Detergent, anyone? – In a recent post, I described the millennial generation as remarkably brilliant. I stand by that observation. However, I do need to question the generation behind them, the so-called “Generation Z.” This week, YouTube announced it was pulling down all the videos that people had posted showing Gen Z teenagers participating in the Tide Pod challenge, a totally idiotic contest whereby they would put a Tide detergent pod in their mouths and see how long they could keep it in there until they couldn’t handle the burning sensation or would throw it up. The problem was so widespread that Tide had to enlist sports figures and celebrities to speak publicly and implore upon these teens to not eat Tide Pods. Duh?

AROUND TOWN

Leadership Lunch – I kicked off the week at lunch with two of Long Island’s most talented business leaders – Karen Frank of the Omnicon Group and Terri Alessi-Miceli of HIA-LI. I got to know Karen when she was a panelist on the “Get in the Head of a CEO” panel I moderated last fall featuring winners of HIA-LI’s Business Achievement Awards, and over lunch I enjoyed learning firsthand about all the exciting developments at Omnicon since its recent acquisition by Spectris plc. I was happy to hear of Omnicon’s expanded involvement in the HIA-LI under Karen’s leadership, and I left our lunch energized from having met another Long Island business leader that I can learn from.

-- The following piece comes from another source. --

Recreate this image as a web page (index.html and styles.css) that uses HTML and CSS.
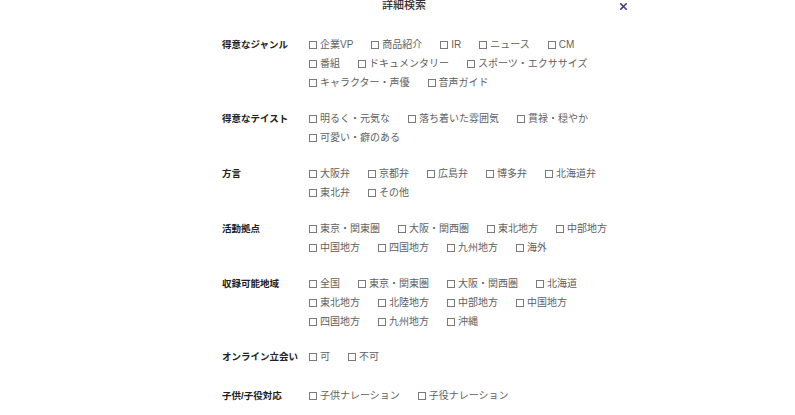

The Taxman – I had breakfast this week at the Paradise Diner with my advisor and friend Alan Sasserath of Sasserath & Zoraian, LLP. We discussed tax planning under the new tax code and further developing an international business practice here on Long Island.

HIA-LI Chairmanship – On Wednesday I met up for lunch at Sempre Vivolo with my good friend Bob Quarté, Managing Partner of AVZ, the most recent past Chairperson of the HIA-LI Board of Directors. He gave me some insight on my new role and we also shared our thoughts about the challenges and opportunities for our business clients in 2018.

Friday Night Lights – Looking forward to dinner tonight with my friends Bob Pospischil and Amanda Sexton at Kitchen A Bistro in St. James, where the menu changes daily. I’m excited for great conversation over a delicious meal.

City Weekend – I’m also looking forward to spending the weekend in the city with dear friends. We’re staying at the Baccarat Hotel and will be having dinner at The Pool seafood restaurant (a first for me for both – I’ll report back!). I hear we’re expected to break 50 degrees this weekend – hope everyone enjoys.